Faculty of Business, Law and Applied Social Studies
Greenbank Building, GR161
+44 (0) 1772 89 2758
Stuart Hampton-Reeves is Professor of Shakespeare Studies and Research-informed Teaching and Director of Research for the Faculty of Business, Law and Applied Social Studies
Ph.D. ‘Henry VI in Performance’ University of Warwick, 1997
M.A. (Dist.) English Literature, University of Warwick, 1993
BA (Hons), English and Theatre Studies, University of Warwick, 1992
Fellow of the Higher Education Academy.
I was appointed to the University of Central Lancashire in 1997 as Lecturer in English and Drama, heading up UCLan’s first drama course. I also worked on various e-learning projects and for two years was seconded as a Teaching Fellow in E-Learning. I became a Professor in 2007 and Director of the Centre for Research-informed Teaching. I was seconded (0.6) as Head of the Graduate Research School in 2011 and from 2013-2015 continued to work through the Research Office as Head of Graduate Research at the same time as running CRiT. In 2015 I moved to the Faculty of Business, Law and Applied Social Science and after a short secondment as Director of Research went full time in that role in the Autumn of 2016.

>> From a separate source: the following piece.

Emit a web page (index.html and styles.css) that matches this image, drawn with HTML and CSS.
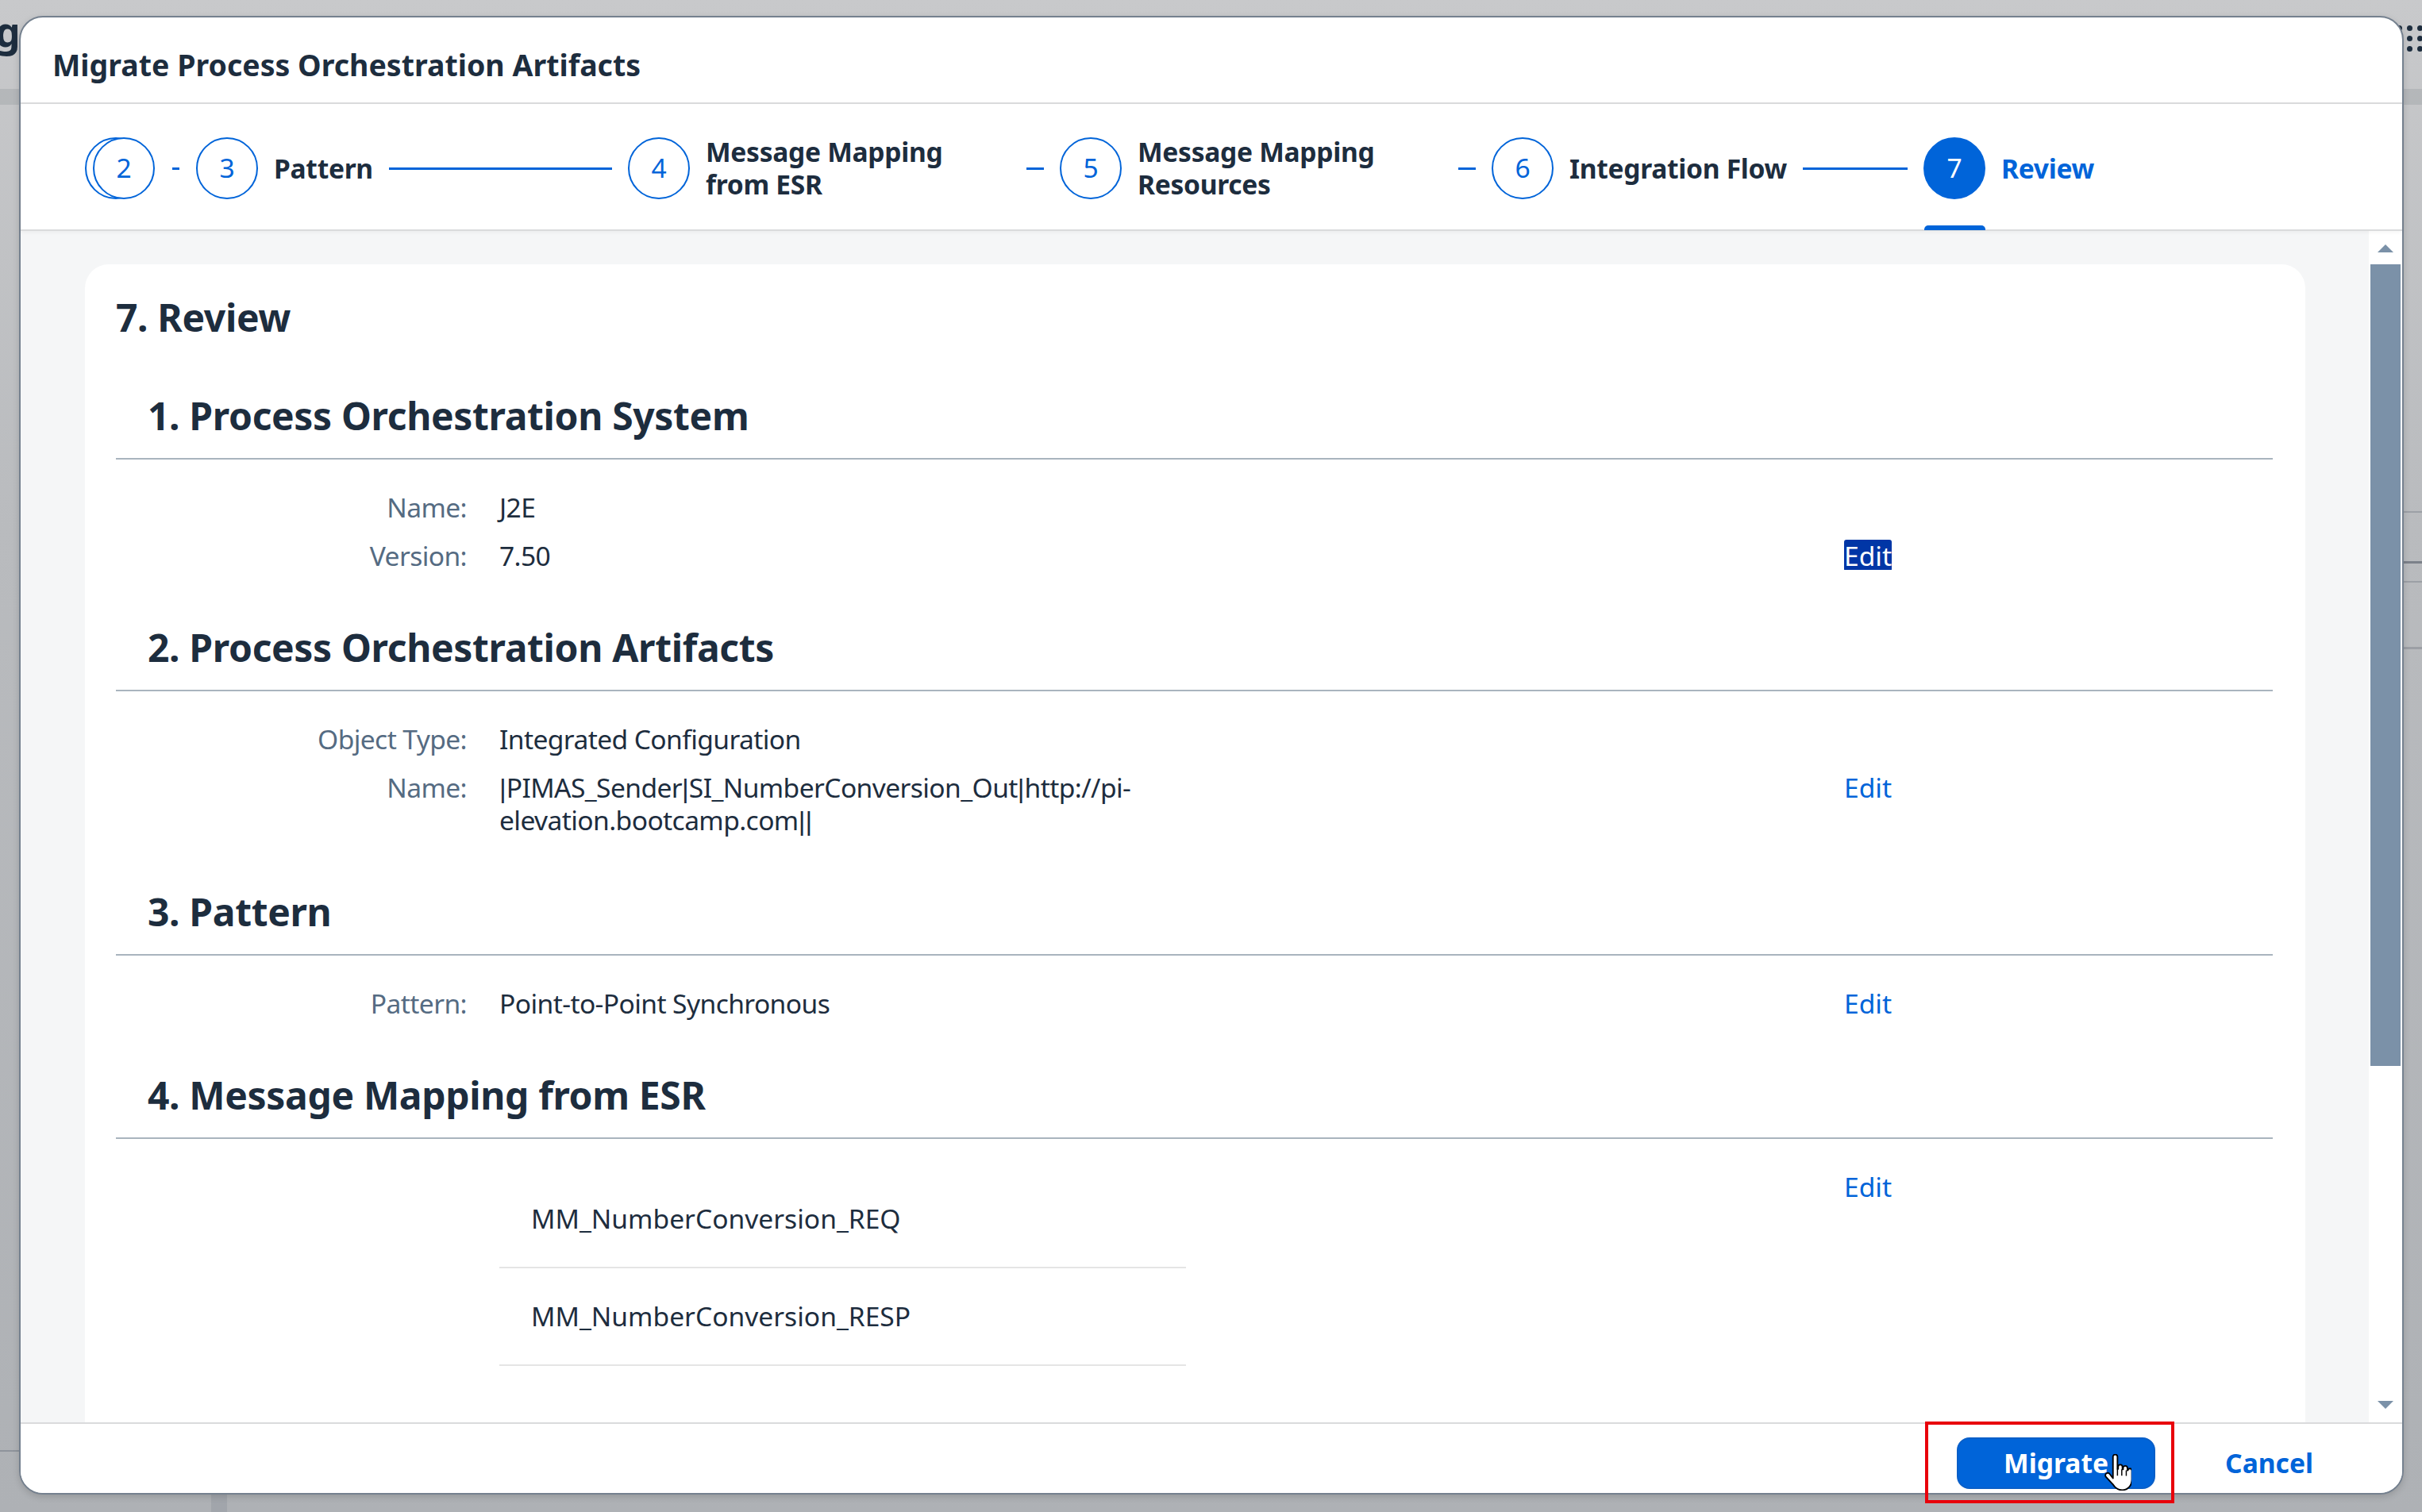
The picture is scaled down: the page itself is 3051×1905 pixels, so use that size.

My research focus is the study of Shakespeare in performance, specifically contemporary British performance. I have also written about Shakespeare’s plays in context and performance histories of plays such as the Henry VI trilogy, Othello and Measure for Measure. I am interested in history plays and the cultural contexts of their re-performances in different moments of history. I am also interested in the ways in which theatrical meaning is shaped by unintended contexts and in that regard I have studied Shakespeare performances in relation to other performative events such as the Olympics, the Commonwealth Games and battle re-enactments. My methodology combines work by Augusto Boal, Michel de Certeau and Gilles Deleuze to situate the theatrical event as a multiplicity through which transformation is created by a variety of ideological, material and quotidian frameworks. As well as writing several monographs and articles on Shakespeare, I am on the editorial board of the Routledge journal Shakespeare, I was elected Head of the British Shakespeare Association (2010-2016) and I am a contributor to the 2017 Guinness Book of World Records. I am also General Editor (with Bridget Escolme) of the Palgrave series Shakespeare in Practice.
Another interest is the intersection between Shakespeare and Jazz and I am also beginning a project on Sinti jazz festivals in Europe and America using the methods I have developed for studying Shakespeare in Performance. I have been studying the technique and history of so-called ‘gypsy’ jazz and I give performance seminars to the general public on the music and legacy of Django Reinhardt.
Beyond Shakespeare Studies, I have a reputation for my work pioneering various undergraduate research projects. I am one of the founders of the British Conference on Undergraduate Research (bcur.org), which meets annually at a different university and also hosts an annual event in Westminster, Posters in Parliament. I speak regularly at conferences around the world about the importance of undergraduate research and I have been an international advisor to the Australasian Conference on Undergraduate Research. In 2013 I won a £240,000 grant from the HEFCE Catalyst Fund to support the growth of BCUR.
Chair of the British Conference of Undergraduate Research and on the organising committee of the World Congress on Undergraduate Research. Former chair of the British Shakespeare Association (2010-2016)
On organisation committee for a number of annual and biennial conferences including British Shakespeare Association, British Conference of Undergraduate Research and World Congress on Undergraduate Research.